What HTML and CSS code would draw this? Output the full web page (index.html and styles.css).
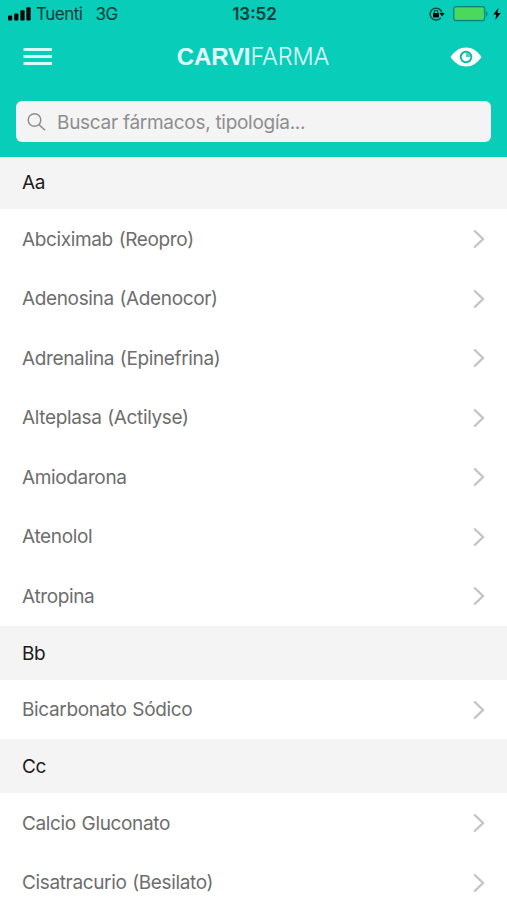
FILE: index.html
```html
<!DOCTYPE html>
<html lang="es">

<head>
  <meta charset="UTF-8">
  <meta name="viewport" content="width=device-width, initial-scale=1.0">
  <title>Carvifarma</title>
  <link rel="stylesheet" href="styles.css">
</head>

<body>
  <header class="header">
    <div class="status-bar">
      <div class="status-left">
        <svg class="signal" width="24" height="14" viewBox="0 0 24 14">
          <rect x="0" y="8.5" width="4.2" height="5" rx="1" />
          <rect x="6.2" y="6.5" width="4.2" height="7" rx="1" />
          <rect x="12.4" y="3.3" width="4.2" height="10.2" rx="1" />
          <rect x="18.4" y="0.3" width="4.2" height="13.2" rx="1" />
        </svg>
        <span class="carrier">Tuenti</span>
        <span class="network">3G</span>
      </div>
      <span class="time">13:52</span>
      <div class="status-right">
        <svg class="lock" width="16" height="14" viewBox="0 0 16 14">
          <path d="M12.9 5.5A6 6 0 1 0 11.8 10.8" fill="none" stroke="#063b36" stroke-width="1.3" />
          <path d="M10.6 6h5l-2.5 3.4z" />
          <rect x="4" y="6" width="6" height="4.6" rx="0.5" />
          <path d="M5.3 6.5V5a1.7 1.7 0 0 1 3.4 0v1.5" fill="none" stroke="#063b36" stroke-width="1.1" />
        </svg>
        <svg class="battery" width="36" height="16" viewBox="0 0 36 16">
          <rect x="0.7" y="0.7" width="31" height="14" rx="2.5" fill="none" stroke="#078577" stroke-width="1.2" />
          <rect x="1.8" y="1.8" width="28.8" height="11.8" rx="1" fill="#4cd95b" />
          <path d="M33 5.2c2 .6 2 4.6 0 5.2z" fill="#078577" />
        </svg>
        <svg class="bolt" width="8" height="12" viewBox="0 0 8 12">
          <path d="M5.4 0L0.3 6.6h3L2.3 12 7.7 5.1H4.5z" />
        </svg>
      </div>
    </div>
    <nav class="nav">
      <button class="icon-btn" aria-label="Menú">
        <svg width="29" height="18" viewBox="0 0 29 18" fill="#d2fff8">
          <rect x="0.5" y="0" width="28.5" height="3" />
          <rect x="0.5" y="7" width="28.5" height="3" />
          <rect x="0.5" y="14" width="28.5" height="3" />
        </svg>
      </button>
      <h1 class="logo"><b>CARVI</b><span>FARMA</span></h1>
      <button class="icon-btn" aria-label="Ver">
        <svg width="32" height="20" viewBox="0 0 32 20">
          <path d="M0.5 10C5 3.5 10 0.5 16 0.5S27 3.5 31.5 10C27 16.5 22 19.5 16 19.5S5 16.5 0.5 10z" fill="#fff" />
          <circle cx="16" cy="10" r="5.3" fill="none" stroke="#07b9a7" stroke-width="1.9" />
          <path d="M16 5.5v4.5h4.5A4.5 4.5 0 0 0 16 5.5z" fill="#4fcfc2" />
        </svg>
      </button>
    </nav>
    <div class="search-box">
      <svg class="search-icon" width="20" height="20" viewBox="0 0 20 20" fill="none" stroke="#8e8e8e" stroke-width="1.5">
        <circle cx="7.5" cy="8" r="6.3" />
        <path d="M12 12.6L18 18.3" />
      </svg>
      <input type="text" class="search-input" placeholder="Buscar fármacos, tipología...">
    </div>
  </header>

  <main class="list">
    <h2 class="letter letter-first">Aa</h2>
    <a class="item">Abciximab (Reopro)<svg class="arrow" viewBox="0 0 12 20"><path d="M1.2 1.5L10 10 1.2 18.5" /></svg></a>
    <a class="item">Adenosina (Adenocor)<svg class="arrow" viewBox="0 0 12 20"><path d="M1.2 1.5L10 10 1.2 18.5" /></svg></a>
    <a class="item">Adrenalina (Epinefrina)<svg class="arrow" viewBox="0 0 12 20"><path d="M1.2 1.5L10 10 1.2 18.5" /></svg></a>
    <a class="item">Alteplasa (Actilyse)<svg class="arrow" viewBox="0 0 12 20"><path d="M1.2 1.5L10 10 1.2 18.5" /></svg></a>
    <a class="item">Amiodarona<svg class="arrow" viewBox="0 0 12 20"><path d="M1.2 1.5L10 10 1.2 18.5" /></svg></a>
    <a class="item">Atenolol<svg class="arrow" viewBox="0 0 12 20"><path d="M1.2 1.5L10 10 1.2 18.5" /></svg></a>
    <a class="item">Atropina<svg class="arrow" viewBox="0 0 12 20"><path d="M1.2 1.5L10 10 1.2 18.5" /></svg></a>
    <h2 class="letter">Bb</h2>
    <a class="item">Bicarbonato Sódico<svg class="arrow" viewBox="0 0 12 20"><path d="M1.2 1.5L10 10 1.2 18.5" /></svg></a>
    <h2 class="letter">Cc</h2>
    <a class="item">Calcio Gluconato<svg class="arrow" viewBox="0 0 12 20"><path d="M1.2 1.5L10 10 1.2 18.5" /></svg></a>
    <a class="item">Cisatracurio (Besilato)<svg class="arrow" viewBox="0 0 12 20"><path d="M1.2 1.5L10 10 1.2 18.5" /></svg></a>
  </main>
</body>

</html>
```
FILE: styles.css
```css
* {
  box-sizing: border-box;
  padding: 0;
  margin: 0;
}

html,
body {
  width: 100%;
  height: 100%;
  overflow: hidden;
}

body {
  font-family: Inter, "Liberation Sans", sans-serif;
  background-color: #fff;
}

.header {
  height: 156.5px;
  background-color: #08cdb9;
}

/* status bar */
.status-bar {
  display: grid;
  grid-template-columns: 1fr auto 1fr;
  align-items: center;
  height: 27px;
  padding: 0 6px 0 8px;
  color: #063b36;
  font-size: 17px;
}

.status-left,
.status-right {
  display: flex;
  align-items: center;
}

.status-right {
  justify-content: flex-end;
}

.signal {
  margin-right: 4px;
}

.carrier {
  letter-spacing: -0.5px;
}

.network {
  margin-left: 13px;
  letter-spacing: -0.4px;
}

.time {
  font-size: 17px;
  font-weight: 600;
}

.lock {
  margin-right: 8px;
}

.battery {
  margin-right: 4px;
}

/* title row */
.nav {
  display: flex;
  align-items: center;
  justify-content: space-between;
  height: 60px;
  padding: 0 25px 0 23px;
}

.icon-btn {
  display: flex;
  border: none;
  background: none;
}

.logo {
  padding-left: 4px;
  font-family: "Liberation Sans", sans-serif;
  font-size: 24px;
  font-weight: 400;
  line-height: 28px;
  color: #e0fffb;
}

.logo b {
  letter-spacing: -0.1px;
}

.logo span {
  font-family: Inter, "Liberation Sans", sans-serif;
  font-size: 23.5px;
  font-weight: 300;
  letter-spacing: -0.1px;
}

/* search */
.search-box {
  display: flex;
  align-items: center;
  height: 41px;
  margin: 14px 16px 0;
  padding: 0 11px;
  border-radius: 6px;
  background-color: #f4f4f4;
}

.search-input {
  flex: 1;
  margin-left: 10px;
  padding-top: 2px;
  border: none;
  outline: none;
  background: none;
  font-family: inherit;
  font-size: 19px;
  letter-spacing: -0.28px;
  color: #333;
}

.search-input::placeholder {
  color: #8e8e8e;
}

/* list */
.letter {
  height: 54px;
  padding: 1px 0 0 22px;
  background-color: #f4f4f4;
  color: #1c1c1c;
  font-size: 19px;
  font-weight: 400;
  letter-spacing: -0.36px;
  line-height: 53px;
}

.letter-first {
  height: 52.5px;
  padding-top: 0;
  line-height: 52.5px;
}

.item {
  display: flex;
  align-items: center;
  justify-content: space-between;
  height: 59.5px;
  padding: 1px 22px 0;
  color: #6d6d6d;
  font-size: 19px;
  letter-spacing: -0.36px;
  word-spacing: 0.8px;
}

.arrow {
  width: 12px;
  height: 20px;
  fill: none;
  stroke: #c4c4c4;
  stroke-width: 2.4;
}
```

#### TASK STATEMENT
Make a tally of the lines in this data that include the string "index", and answer with that tally alone.

#### SOLUTION FOR THIS PROBLEM
2